Which starts to get at my real point here: What is being traded away isn't the best brand of peanut butter. It's the ability to choose the best brand of peanut butter -for yourself-.
"But isn't the consequence of that trade just trading away the best brand of peanut butter?"
No. You're also trading away the right to introduce your own competing brand of peanut butter. You're trading away the market protections which keep each brand of peanut butter high enough quality to maintain market share. You're trading away competitive pricing. Not to mention all the subtler things, like government indifference to the companies - do you think the city will stand idly by while its reputation is tarnished when a contaminated batch of peanut butter gets through? Do you think it will leave the media unharrassed and free to pursue the story?
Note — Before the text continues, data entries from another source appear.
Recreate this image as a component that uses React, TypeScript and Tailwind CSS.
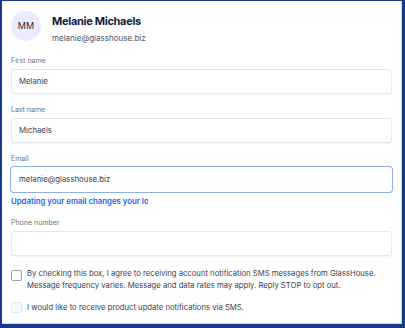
import React from 'react';

const Field = ({
  label,
  value,
  focused = false,
}: {
  label: string;
  value?: string;
  focused?: boolean;
}) => (
  <div className="flex flex-col">
    <label className="text-[7px] leading-[10px] text-[#6b7280] mb-[3px]">{label}</label>
    {focused ? (
      <div className="h-[25px] rounded-[3px] bg-white px-[8px] flex items-center text-[7.8px] text-[#374151] shadow-[0_0_0_1px_#8db0f3]">
        {value}
      </div>
    ) : (
      <div className="h-[25px] rounded-[3px] border border-gray-200 shadow-[0_1px_1px_rgba(0,0,0,0.04)] bg-white px-[7px] flex items-center text-[7.8px] text-[#374151]">
        {value}
      </div>
    )}
  </div>
);

export default function App() {
  return (
    <div
      className="w-[405px] h-[328px] bg-[#16398a] pl-[2px] pt-[1px] pr-[3px] pb-[4px] overflow-hidden"
      style={{ fontFamily: 'Inter, "Noto Sans", sans-serif' }}
    >
      <div className="h-full bg-white border-r border-b border-gray-300 pl-[9px] pr-[9px] pt-[10px] overflow-hidden">
        <div className="flex items-start gap-[11px]">
          <div className="w-[30px] h-[30px] rounded-full bg-[#ede9fe] flex items-center justify-center text-[9px] text-[#1f2937]">
            MM
          </div>
          <div className="flex flex-col pt-[2px]">
            <div className="text-[11px] leading-[16px] font-bold tracking-[-0.3px] text-[#111c3d]">
              Melanie Michaels
            </div>
            <div className="text-[8px] leading-[10px] mt-[4px] text-[#4b5563]">melanie@glasshouse.biz</div>
          </div>
        </div>

        <div className="flex flex-col gap-[11px] mt-[13px]">
          <Field label="First name" value="Melanie" />
          <Field label="Last name" value="Michaels" />
          <div className="flex flex-col">
            <Field label="Email" value="melanie@glasshouse.biz" focused />
            <div className="mt-[4px] w-[137px] overflow-hidden whitespace-nowrap text-[7.8px] leading-[11px] font-semibold text-[#2563eb]">
              Updating your email changes your login
            </div>
          </div>
          <Field label="Phone number" />
        </div>

        <div className="flex items-start gap-[5px] mt-[12px]">
          <div className="w-[11px] h-[11px] mt-[2px] shrink-0 rounded-[2px] border border-gray-400 bg-white" />
          <div className="text-[7.7px] leading-[12px] text-[#374151]">
            By checking this box, I agree to receiving account notification SMS messages from GlassHouse. Message
            frequency varies. Message and data rates may apply. Reply STOP to opt out.
          </div>
        </div>
        <div className="flex items-start gap-[5px] mt-[10px]">
          <div className="w-[11px] h-[11px] shrink-0 rounded-[2px] border border-gray-200 bg-gray-50" />
          <div className="text-[7.7px] leading-[12px] text-[#374151]">
            I would like to receive product update notifications via SMS.
          </div>
        </div>
      </div>
    </div>
  );
}
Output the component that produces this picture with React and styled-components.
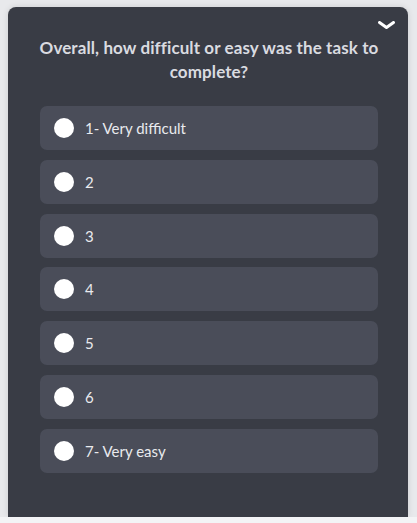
import styled, { createGlobalStyle } from "styled-components";

const Global = createGlobalStyle`
  html, body {
    margin: 0;
    padding: 0;
    background: #f3f4f6;
  }
  body {
    font-family: "Lato", "Noto Sans", sans-serif;
  }
`;

const Page = styled.div`
  padding: 7px 9px 0 8px;
  height: 517px;
  background: #e8e9ec;
  box-sizing: border-box;
  display: flex;
  flex-direction: column;
`;

const Panel = styled.div`
  background: #393c45;
  border-radius: 8px 8px 0 0;
  flex: 1;
  box-shadow: 0 0 6px rgba(0, 0, 0, 0.12);
  display: flex;
  flex-direction: column;
  padding: 14px 30px 0 32px;
  box-sizing: border-box;
`;

const Toggle = styled.div`
  display: flex;
  justify-content: flex-end;
  height: 10px;
  margin-right: -17px;
`;

const Title = styled.h2`
  margin: 5px -6px 0;
  color: #dadbe0;
  font-size: 17px;
  font-weight: 700;
  letter-spacing: 0.1px;
  line-height: 24px;
  text-align: center;
`;

const Options = styled.div`
  margin-top: 22px;
  display: flex;
  flex-direction: column;
  gap: 9.8px;
`;

const Option = styled.label`
  display: flex;
  align-items: center;
  gap: 11px;
  height: 44px;
  padding: 0 14px;
  background: #4a4d59;
  border-radius: 7px;
  color: #e9eaee;
  font-size: 15px;
  cursor: pointer;
`;

const Radio = styled.span`
  width: 20px;
  height: 20px;
  border-radius: 50%;
  background: #ffffff;
  flex-shrink: 0;
`;

const labels = ["1- Very difficult", "2", "3", "4", "5", "6", "7- Very easy"];

export default function App() {
  return (
    <>
      <Global />
      <Page>
        <Panel>
          <Toggle>
            <svg width="17" height="9" viewBox="0 0 17 9">
              <path d="M1.5 1.5 L8.5 6.5 L15.5 1.5" fill="none" stroke="#ffffff" strokeWidth="3" strokeLinecap="round" strokeLinejoin="round" />
            </svg>
          </Toggle>
          <Title>Overall, how difficult or easy was the task to complete?</Title>
          <Options>
            {labels.map((l) => (
              <Option key={l}>
                <Radio />
                {l}
              </Option>
            ))}
          </Options>
        </Panel>
      </Page>
    </>
  );
}
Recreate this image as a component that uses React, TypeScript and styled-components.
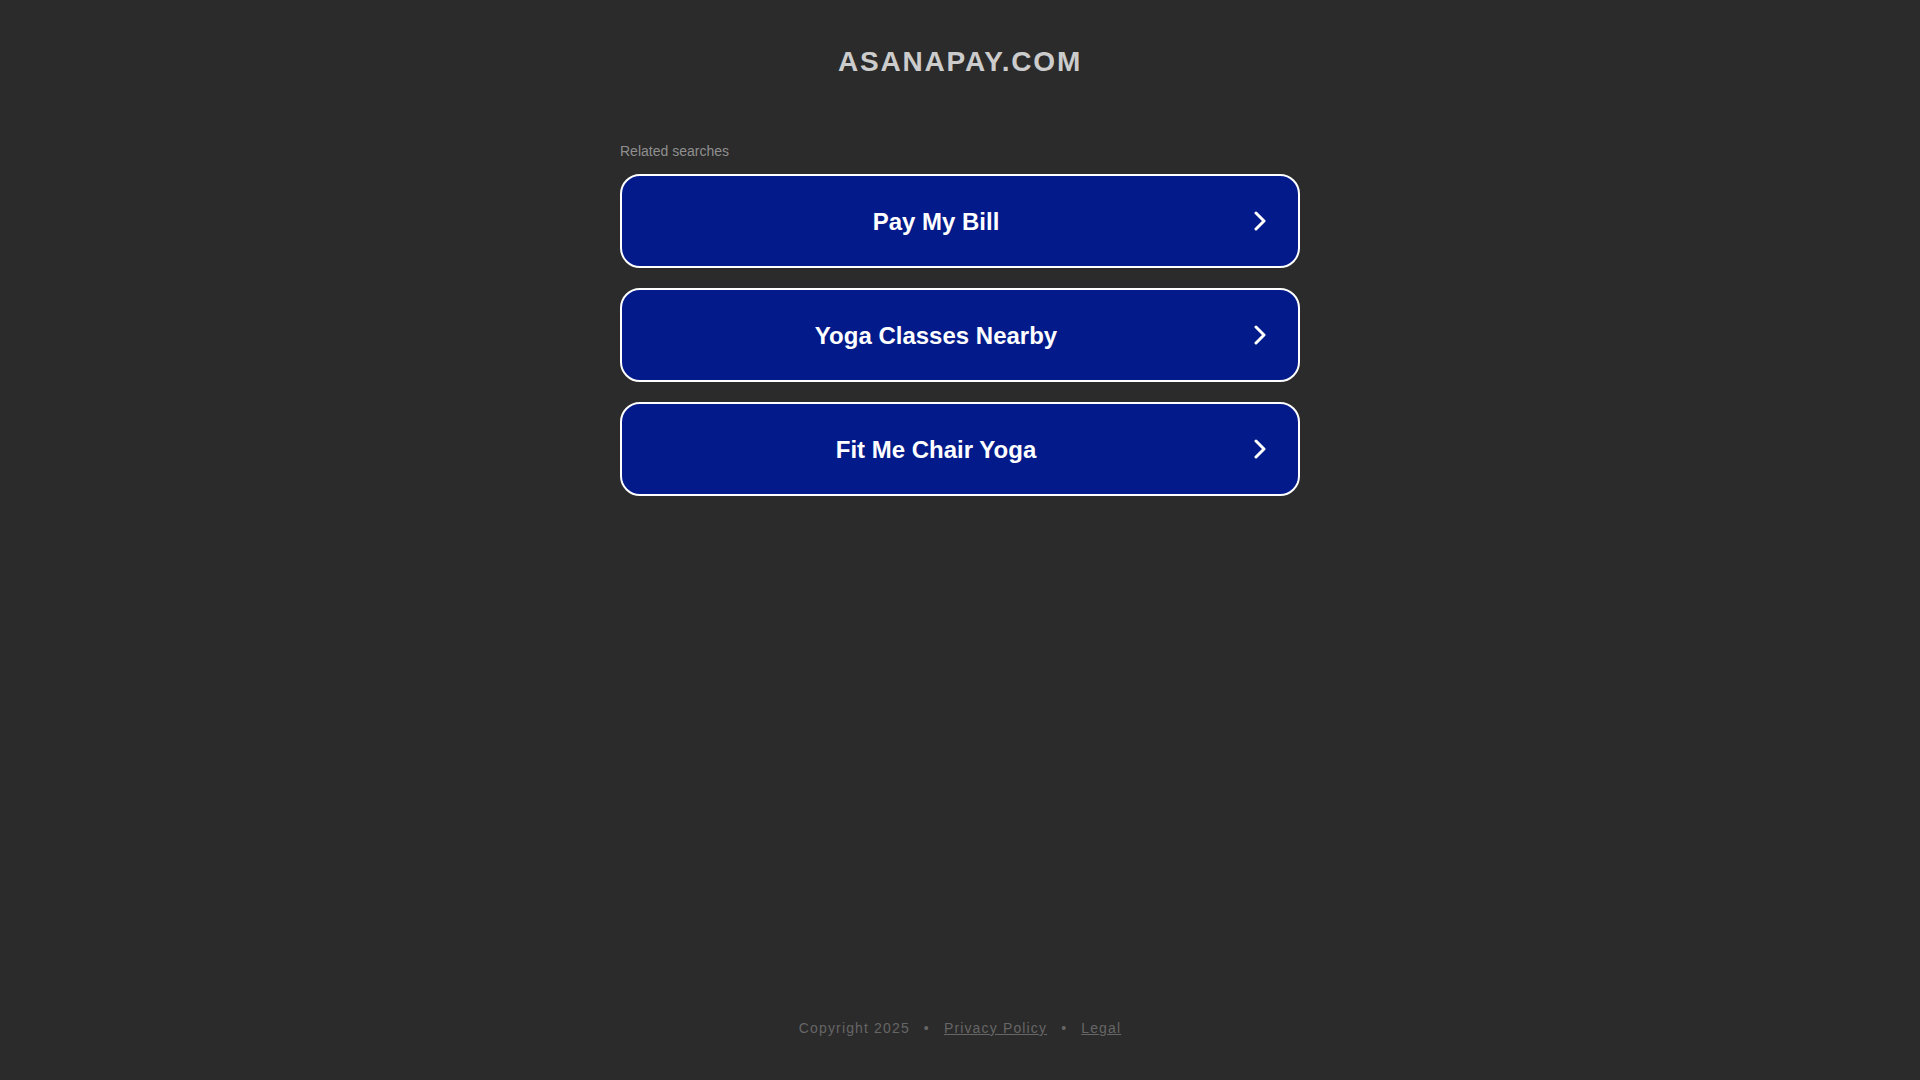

You're trading away a lot more than your favorite brand of peanut butter (or somebody -else's- favorite brand of peanut butter, as the case may be). And that's just for a really stupid and trivial example. You are trading away an undefined quantity - you're signing a blank check whose value will be filled in for you later. Maybe you won't lose much in the bargain. Maybe you'll be dead of contamination the city government refused to let the media publish. Those are the two extremes; the point is that what you give up is completely and totally -unpredictable-. If the freedom were a value, we could attach a price tag on what giving it up will cost us. We can't, because it's not a value, it's part of the system by which values are determined - each of us individually making choices determines the market value of peanut butter. And the results of eliminating this part of the system is unpredictable.
You don't want to know what you trade away when you give up something like free speech.
So no. Freedoms aren't values, to be traded like common goods - and certainly not by people who are invariably interested in selling -your- freedoms for -their- interests, whatever the altar they wish to sacrifice your cows upon may be. They're an integral part of the system by which values are assigned.